Again, the end of the negotiations between Russian and Ukraine in early April 2022 had nothing to with Bucha, but was caused by ‘Western’, the U.S. and UK’s, unwillingness to support a peace agreement.

Washington’s resistance against any Ukrainian agreement with Russia can also be seen in an anecdote the Washington Post piece provides from Zelenski’s first year as president:

William B. Taylor Jr., the top official at the U.S. Embassy at the time, recalled finding Zelensky in his office in the summer of 2019 expressing curiosity about the “Steinmeier Formula,” an interpretation of the Minsk accords named after Germany’s former foreign minister that the Ukrainian president hoped might lead to a deal with the Kremlin.

“No one knows what it is,” Taylor recalled replying. “Steinmeier doesn’t know what it is.”

Zelensky, according to Taylor, grabbed his phone and pointed to a document explaining the formulation, thinking that somewhere in the details of the legalese a workable compromise with Moscow might be found.

“It’s a terrible idea,” Taylor replied, though Zelensky went on to endorse it in the coming months, trying to land a face-to-face with Putin.

The Steinmeier formula determined the sequencing of the steps the Ukrainian government and the Donbas authorities had to take under the Minsk agreements:

Specifically, Steinmeier’s formula calls for elections to be held in the separatist-held territories under Ukrainian legislation and the supervision of the OSCE. If the OSCE judges the balloting to be free and fair, then a special self-governing status for the territories will be initiated and Ukraine will be returned control of its easternmost border.

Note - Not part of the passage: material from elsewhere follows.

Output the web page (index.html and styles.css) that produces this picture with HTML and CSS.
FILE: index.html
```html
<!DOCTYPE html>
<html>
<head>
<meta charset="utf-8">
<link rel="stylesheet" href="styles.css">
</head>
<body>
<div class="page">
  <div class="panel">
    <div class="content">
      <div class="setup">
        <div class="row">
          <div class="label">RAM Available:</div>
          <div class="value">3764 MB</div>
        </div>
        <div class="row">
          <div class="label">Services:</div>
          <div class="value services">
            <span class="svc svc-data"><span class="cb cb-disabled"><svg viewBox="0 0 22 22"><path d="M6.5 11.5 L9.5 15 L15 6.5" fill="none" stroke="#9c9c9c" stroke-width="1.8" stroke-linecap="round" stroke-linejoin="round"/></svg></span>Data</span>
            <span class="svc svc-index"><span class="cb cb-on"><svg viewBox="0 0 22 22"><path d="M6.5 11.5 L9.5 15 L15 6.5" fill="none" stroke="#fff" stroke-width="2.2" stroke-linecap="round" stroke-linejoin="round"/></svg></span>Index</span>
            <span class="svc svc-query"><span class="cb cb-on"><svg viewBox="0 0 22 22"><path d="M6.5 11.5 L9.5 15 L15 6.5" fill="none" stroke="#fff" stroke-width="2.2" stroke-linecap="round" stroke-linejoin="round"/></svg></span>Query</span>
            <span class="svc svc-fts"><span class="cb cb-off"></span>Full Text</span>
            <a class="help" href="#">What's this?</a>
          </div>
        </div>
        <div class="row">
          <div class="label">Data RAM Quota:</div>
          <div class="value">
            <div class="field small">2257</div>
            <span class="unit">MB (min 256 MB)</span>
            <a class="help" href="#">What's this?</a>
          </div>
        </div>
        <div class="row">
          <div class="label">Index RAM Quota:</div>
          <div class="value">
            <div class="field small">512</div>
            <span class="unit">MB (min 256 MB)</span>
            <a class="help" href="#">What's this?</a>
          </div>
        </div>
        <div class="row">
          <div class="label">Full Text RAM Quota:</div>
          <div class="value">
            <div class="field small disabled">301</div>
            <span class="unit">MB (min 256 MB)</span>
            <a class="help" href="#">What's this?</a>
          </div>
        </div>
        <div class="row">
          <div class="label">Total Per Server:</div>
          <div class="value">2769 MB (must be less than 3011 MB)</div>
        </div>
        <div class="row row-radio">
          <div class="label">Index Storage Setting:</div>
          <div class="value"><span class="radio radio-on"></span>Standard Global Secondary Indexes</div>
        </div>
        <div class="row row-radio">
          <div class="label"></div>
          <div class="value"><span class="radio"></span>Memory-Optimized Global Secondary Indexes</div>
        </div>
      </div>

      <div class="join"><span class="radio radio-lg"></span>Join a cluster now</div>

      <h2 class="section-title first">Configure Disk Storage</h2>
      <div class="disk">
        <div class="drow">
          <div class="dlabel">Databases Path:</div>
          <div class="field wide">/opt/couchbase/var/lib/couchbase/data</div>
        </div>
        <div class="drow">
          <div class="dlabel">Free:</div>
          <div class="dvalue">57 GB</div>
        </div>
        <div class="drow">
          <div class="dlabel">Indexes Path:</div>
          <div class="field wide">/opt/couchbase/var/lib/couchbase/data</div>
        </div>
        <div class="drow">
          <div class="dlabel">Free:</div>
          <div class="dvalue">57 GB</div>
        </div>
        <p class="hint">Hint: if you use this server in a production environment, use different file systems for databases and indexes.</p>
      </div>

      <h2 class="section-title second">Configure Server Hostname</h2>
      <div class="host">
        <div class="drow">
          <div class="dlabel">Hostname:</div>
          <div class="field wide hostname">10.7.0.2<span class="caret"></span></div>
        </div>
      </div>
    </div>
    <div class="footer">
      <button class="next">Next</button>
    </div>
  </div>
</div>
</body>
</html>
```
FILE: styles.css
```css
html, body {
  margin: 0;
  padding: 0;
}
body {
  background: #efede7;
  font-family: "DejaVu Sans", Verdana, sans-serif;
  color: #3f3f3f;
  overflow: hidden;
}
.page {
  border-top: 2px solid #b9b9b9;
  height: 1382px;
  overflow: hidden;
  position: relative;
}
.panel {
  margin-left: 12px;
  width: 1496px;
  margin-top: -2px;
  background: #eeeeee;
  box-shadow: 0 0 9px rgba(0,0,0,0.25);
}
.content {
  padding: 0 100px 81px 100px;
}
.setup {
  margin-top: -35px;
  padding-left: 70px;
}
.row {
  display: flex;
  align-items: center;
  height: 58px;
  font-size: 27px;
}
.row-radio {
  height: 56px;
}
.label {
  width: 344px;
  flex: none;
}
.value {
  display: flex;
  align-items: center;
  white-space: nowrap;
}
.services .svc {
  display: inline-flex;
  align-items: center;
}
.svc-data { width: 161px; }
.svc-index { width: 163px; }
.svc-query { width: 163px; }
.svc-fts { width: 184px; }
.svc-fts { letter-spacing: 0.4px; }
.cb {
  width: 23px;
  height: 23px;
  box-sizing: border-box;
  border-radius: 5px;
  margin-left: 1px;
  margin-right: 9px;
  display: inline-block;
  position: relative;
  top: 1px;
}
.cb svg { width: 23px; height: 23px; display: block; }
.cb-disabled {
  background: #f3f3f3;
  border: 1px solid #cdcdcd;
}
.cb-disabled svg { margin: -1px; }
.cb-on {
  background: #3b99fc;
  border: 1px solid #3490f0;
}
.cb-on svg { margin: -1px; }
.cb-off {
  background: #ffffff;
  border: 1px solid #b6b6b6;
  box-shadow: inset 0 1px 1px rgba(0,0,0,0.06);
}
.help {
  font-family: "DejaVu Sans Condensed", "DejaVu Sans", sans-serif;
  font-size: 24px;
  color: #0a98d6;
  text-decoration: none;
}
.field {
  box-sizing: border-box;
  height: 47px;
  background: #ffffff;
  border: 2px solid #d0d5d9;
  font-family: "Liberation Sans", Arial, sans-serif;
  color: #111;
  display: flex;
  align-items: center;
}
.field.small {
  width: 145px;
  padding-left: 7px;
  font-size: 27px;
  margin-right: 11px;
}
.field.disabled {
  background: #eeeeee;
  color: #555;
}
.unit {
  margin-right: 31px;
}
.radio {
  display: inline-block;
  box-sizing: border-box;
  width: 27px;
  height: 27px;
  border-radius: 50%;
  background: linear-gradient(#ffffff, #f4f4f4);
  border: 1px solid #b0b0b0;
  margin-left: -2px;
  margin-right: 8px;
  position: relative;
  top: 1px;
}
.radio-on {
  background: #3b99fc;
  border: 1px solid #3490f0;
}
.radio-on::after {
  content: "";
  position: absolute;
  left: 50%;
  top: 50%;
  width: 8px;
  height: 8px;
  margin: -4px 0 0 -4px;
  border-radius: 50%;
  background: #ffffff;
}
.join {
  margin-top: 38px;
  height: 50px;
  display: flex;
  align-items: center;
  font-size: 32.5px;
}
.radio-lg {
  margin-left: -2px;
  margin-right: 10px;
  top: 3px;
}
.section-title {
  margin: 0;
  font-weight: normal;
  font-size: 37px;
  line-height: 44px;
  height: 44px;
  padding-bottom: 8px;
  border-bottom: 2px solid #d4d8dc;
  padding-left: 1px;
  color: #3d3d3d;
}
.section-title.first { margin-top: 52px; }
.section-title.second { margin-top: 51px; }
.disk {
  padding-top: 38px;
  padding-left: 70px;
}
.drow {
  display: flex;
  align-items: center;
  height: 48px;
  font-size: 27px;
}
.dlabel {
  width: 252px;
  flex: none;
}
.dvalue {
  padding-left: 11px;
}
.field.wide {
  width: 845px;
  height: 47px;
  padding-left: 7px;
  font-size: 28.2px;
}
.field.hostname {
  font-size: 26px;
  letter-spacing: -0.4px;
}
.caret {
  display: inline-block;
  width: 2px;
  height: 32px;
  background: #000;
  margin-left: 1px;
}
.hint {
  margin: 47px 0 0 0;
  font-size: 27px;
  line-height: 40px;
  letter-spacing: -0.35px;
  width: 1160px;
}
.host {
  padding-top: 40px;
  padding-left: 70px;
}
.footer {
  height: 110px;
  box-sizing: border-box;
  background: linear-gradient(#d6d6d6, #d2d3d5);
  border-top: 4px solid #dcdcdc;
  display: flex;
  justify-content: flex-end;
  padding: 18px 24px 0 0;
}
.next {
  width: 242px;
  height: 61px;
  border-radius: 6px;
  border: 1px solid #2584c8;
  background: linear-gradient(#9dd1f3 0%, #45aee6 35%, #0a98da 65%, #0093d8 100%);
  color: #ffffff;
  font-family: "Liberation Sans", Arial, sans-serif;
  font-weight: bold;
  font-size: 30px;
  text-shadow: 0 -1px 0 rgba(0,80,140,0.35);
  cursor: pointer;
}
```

The formula was vocalized and had not been put to paper until it was signed on October 1 by representatives of Ukraine, Russia, the separatist territories of Luhansk and Donetsk, and the OSCE in Minsk.

It was a simple and clear agreement. But the top U.S. envoy in Ukraine tried to prevent Zelenski from implementing it.

Multiple times along the line of events the Ukraine had tried to come to peace with Russia. Each time we know of the ‘West’, i.e. the U.S. and UK, successfully sabotaged the peace efforts.